What the exercise asks> Set down the material below word for word, excluding the pictures.

Supplied material>

—————

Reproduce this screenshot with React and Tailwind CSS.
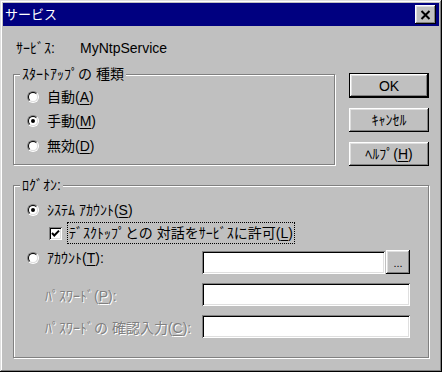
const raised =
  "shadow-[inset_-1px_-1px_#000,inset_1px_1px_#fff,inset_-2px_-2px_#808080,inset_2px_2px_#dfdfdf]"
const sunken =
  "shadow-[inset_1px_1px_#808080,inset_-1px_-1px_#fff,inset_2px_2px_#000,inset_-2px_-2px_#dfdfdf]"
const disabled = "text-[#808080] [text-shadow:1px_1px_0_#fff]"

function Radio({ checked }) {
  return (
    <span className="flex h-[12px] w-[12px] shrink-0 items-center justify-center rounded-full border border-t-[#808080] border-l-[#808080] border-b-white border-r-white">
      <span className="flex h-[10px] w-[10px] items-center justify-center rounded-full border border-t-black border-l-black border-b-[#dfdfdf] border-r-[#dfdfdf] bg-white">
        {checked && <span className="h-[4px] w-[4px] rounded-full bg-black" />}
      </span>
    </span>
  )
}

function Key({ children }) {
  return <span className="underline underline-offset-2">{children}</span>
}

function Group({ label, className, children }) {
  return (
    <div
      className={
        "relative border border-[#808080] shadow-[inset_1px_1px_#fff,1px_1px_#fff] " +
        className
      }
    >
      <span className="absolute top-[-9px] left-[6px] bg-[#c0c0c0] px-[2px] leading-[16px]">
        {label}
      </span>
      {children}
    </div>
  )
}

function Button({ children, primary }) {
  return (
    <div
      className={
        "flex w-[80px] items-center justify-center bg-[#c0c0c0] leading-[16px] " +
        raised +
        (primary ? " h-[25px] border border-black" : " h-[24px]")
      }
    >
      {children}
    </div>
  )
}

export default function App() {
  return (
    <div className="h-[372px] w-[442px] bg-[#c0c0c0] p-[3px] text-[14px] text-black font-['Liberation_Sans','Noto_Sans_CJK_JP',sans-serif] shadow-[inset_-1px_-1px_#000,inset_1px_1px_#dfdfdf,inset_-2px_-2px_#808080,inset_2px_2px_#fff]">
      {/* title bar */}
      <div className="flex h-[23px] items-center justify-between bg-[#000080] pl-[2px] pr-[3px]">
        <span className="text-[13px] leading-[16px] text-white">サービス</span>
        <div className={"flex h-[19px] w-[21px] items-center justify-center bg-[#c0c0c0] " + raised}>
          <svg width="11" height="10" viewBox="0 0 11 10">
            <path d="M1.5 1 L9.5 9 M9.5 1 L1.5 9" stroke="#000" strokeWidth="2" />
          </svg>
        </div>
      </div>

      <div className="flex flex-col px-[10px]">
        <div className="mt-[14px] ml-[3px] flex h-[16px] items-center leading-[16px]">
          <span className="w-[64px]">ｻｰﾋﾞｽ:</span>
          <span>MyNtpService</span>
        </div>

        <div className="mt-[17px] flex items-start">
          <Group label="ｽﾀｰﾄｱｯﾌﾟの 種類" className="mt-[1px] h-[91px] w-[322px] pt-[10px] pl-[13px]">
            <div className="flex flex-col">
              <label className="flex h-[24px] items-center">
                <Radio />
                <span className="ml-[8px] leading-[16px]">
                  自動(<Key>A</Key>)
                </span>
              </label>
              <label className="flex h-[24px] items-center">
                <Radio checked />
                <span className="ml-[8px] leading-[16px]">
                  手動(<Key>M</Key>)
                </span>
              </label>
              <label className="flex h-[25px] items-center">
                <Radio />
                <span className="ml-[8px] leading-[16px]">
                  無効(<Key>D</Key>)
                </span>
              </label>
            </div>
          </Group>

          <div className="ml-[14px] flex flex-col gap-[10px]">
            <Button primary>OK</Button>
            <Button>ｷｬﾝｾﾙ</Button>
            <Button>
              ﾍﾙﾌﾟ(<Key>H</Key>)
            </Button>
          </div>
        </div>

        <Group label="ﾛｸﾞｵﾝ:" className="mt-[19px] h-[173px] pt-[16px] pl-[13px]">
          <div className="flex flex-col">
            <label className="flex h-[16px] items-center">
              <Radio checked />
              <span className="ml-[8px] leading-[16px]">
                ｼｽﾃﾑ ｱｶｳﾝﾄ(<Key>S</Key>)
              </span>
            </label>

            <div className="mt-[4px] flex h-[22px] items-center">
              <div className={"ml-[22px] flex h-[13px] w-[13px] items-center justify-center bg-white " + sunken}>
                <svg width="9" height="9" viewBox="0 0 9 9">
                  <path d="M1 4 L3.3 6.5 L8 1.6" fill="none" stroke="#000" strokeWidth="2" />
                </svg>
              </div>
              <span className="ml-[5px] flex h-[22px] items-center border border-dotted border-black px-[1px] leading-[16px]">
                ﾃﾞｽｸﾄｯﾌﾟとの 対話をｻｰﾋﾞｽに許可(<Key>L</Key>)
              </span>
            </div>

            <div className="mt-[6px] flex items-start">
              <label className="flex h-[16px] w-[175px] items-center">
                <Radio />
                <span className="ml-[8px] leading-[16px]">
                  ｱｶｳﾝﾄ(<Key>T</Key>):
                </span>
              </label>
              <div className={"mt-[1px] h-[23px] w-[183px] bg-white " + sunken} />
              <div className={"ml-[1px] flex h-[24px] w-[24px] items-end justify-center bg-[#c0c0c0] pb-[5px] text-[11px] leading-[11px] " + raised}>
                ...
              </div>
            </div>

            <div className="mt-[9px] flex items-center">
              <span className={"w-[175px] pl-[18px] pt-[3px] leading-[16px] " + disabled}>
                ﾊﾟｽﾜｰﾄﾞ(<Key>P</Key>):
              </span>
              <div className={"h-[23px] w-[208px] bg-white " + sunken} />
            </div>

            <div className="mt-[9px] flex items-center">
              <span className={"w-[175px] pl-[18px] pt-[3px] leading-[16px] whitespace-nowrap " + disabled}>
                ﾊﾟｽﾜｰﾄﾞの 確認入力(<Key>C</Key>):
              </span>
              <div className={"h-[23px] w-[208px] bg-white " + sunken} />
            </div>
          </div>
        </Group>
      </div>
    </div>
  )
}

—————

Worked answer>
Reproduce this screenshot with React and Tailwind CSS.
const raised =
  "shadow-[inset_-1px_-1px_#000,inset_1px_1px_#fff,inset_-2px_-2px_#808080,inset_2px_2px_#dfdfdf]"
const sunken =
  "shadow-[inset_1px_1px_#808080,inset_-1px_-1px_#fff,inset_2px_2px_#000,inset_-2px_-2px_#dfdfdf]"
const disabled = "text-[#808080] [text-shadow:1px_1px_0_#fff]"

function Radio({ checked }) {
  return (
    <span className="flex h-[12px] w-[12px] shrink-0 items-center justify-center rounded-full border border-t-[#808080] border-l-[#808080] border-b-white border-r-white">
      <span className="flex h-[10px] w-[10px] items-center justify-center rounded-full border border-t-black border-l-black border-b-[#dfdfdf] border-r-[#dfdfdf] bg-white">
        {checked && <span className="h-[4px] w-[4px] rounded-full bg-black" />}
      </span>
    </span>
  )
}

function Key({ children }) {
  return <span className="underline underline-offset-2">{children}</span>
}

function Group({ label, className, children }) {
  return (
    <div
      className={
        "relative border border-[#808080] shadow-[inset_1px_1px_#fff,1px_1px_#fff] " +
        className
      }
    >
      <span className="absolute top-[-9px] left-[6px] bg-[#c0c0c0] px-[2px] leading-[16px]">
        {label}
      </span>
      {children}
    </div>
  )
}

function Button({ children, primary }) {
  return (
    <div
      className={
        "flex w-[80px] items-center justify-center bg-[#c0c0c0] leading-[16px] " +
        raised +
        (primary ? " h-[25px] border border-black" : " h-[24px]")
      }
    >
      {children}
    </div>
  )
}

export default function App() {
  return (
    <div className="h-[372px] w-[442px] bg-[#c0c0c0] p-[3px] text-[14px] text-black font-['Liberation_Sans','Noto_Sans_CJK_JP',sans-serif] shadow-[inset_-1px_-1px_#000,inset_1px_1px_#dfdfdf,inset_-2px_-2px_#808080,inset_2px_2px_#fff]">
      {/* title bar */}
      <div className="flex h-[23px] items-center justify-between bg-[#000080] pl-[2px] pr-[3px]">
        <span className="text-[13px] leading-[16px] text-white">サービス</span>
        <div className={"flex h-[19px] w-[21px] items-center justify-center bg-[#c0c0c0] " + raised}>
          <svg width="11" height="10" viewBox="0 0 11 10">
            <path d="M1.5 1 L9.5 9 M9.5 1 L1.5 9" stroke="#000" strokeWidth="2" />
          </svg>
        </div>
      </div>

      <div className="flex flex-col px-[10px]">
        <div className="mt-[14px] ml-[3px] flex h-[16px] items-center leading-[16px]">
          <span className="w-[64px]">ｻｰﾋﾞｽ:</span>
          <span>MyNtpService</span>
        </div>

        <div className="mt-[17px] flex items-start">
          <Group label="ｽﾀｰﾄｱｯﾌﾟの 種類" className="mt-[1px] h-[91px] w-[322px] pt-[10px] pl-[13px]">
            <div className="flex flex-col">
              <label className="flex h-[24px] items-center">
                <Radio />
                <span className="ml-[8px] leading-[16px]">
                  自動(<Key>A</Key>)
                </span>
              </label>
              <label className="flex h-[24px] items-center">
                <Radio checked />
                <span className="ml-[8px] leading-[16px]">
                  手動(<Key>M</Key>)
                </span>
              </label>
              <label className="flex h-[25px] items-center">
                <Radio />
                <span className="ml-[8px] leading-[16px]">
                  無効(<Key>D</Key>)
                </span>
              </label>
            </div>
          </Group>

          <div className="ml-[14px] flex flex-col gap-[10px]">
            <Button primary>OK</Button>
            <Button>ｷｬﾝｾﾙ</Button>
            <Button>
              ﾍﾙﾌﾟ(<Key>H</Key>)
            </Button>
          </div>
        </div>

        <Group label="ﾛｸﾞｵﾝ:" className="mt-[19px] h-[173px] pt-[16px] pl-[13px]">
          <div className="flex flex-col">
            <label className="flex h-[16px] items-center">
              <Radio checked />
              <span className="ml-[8px] leading-[16px]">
                ｼｽﾃﾑ ｱｶｳﾝﾄ(<Key>S</Key>)
              </span>
            </label>

            <div className="mt-[4px] flex h-[22px] items-center">
              <div className={"ml-[22px] flex h-[13px] w-[13px] items-center justify-center bg-white " + sunken}>
                <svg width="9" height="9" viewBox="0 0 9 9">
                  <path d="M1 4 L3.3 6.5 L8 1.6" fill="none" stroke="#000" strokeWidth="2" />
                </svg>
              </div>
              <span className="ml-[5px] flex h-[22px] items-center border border-dotted border-black px-[1px] leading-[16px]">
                ﾃﾞｽｸﾄｯﾌﾟとの 対話をｻｰﾋﾞｽに許可(<Key>L</Key>)
              </span>
            </div>

            <div className="mt-[6px] flex items-start">
              <label className="flex h-[16px] w-[175px] items-center">
                <Radio />
                <span className="ml-[8px] leading-[16px]">
                  ｱｶｳﾝﾄ(<Key>T</Key>):
                </span>
              </label>
              <div className={"mt-[1px] h-[23px] w-[183px] bg-white " + sunken} />
              <div className={"ml-[1px] flex h-[24px] w-[24px] items-end justify-center bg-[#c0c0c0] pb-[5px] text-[11px] leading-[11px] " + raised}>
                ...
              </div>
            </div>

            <div className="mt-[9px] flex items-center">
              <span className={"w-[175px] pl-[18px] pt-[3px] leading-[16px] " + disabled}>
                ﾊﾟｽﾜｰﾄﾞ(<Key>P</Key>):
              </span>
              <div className={"h-[23px] w-[208px] bg-white " + sunken} />
            </div>

            <div className="mt-[9px] flex items-center">
              <span className={"w-[175px] pl-[18px] pt-[3px] leading-[16px] whitespace-nowrap " + disabled}>
                ﾊﾟｽﾜｰﾄﾞの 確認入力(<Key>C</Key>):
              </span>
              <div className={"h-[23px] w-[208px] bg-white " + sunken} />
            </div>
          </div>
        </Group>
      </div>
    </div>
  )
}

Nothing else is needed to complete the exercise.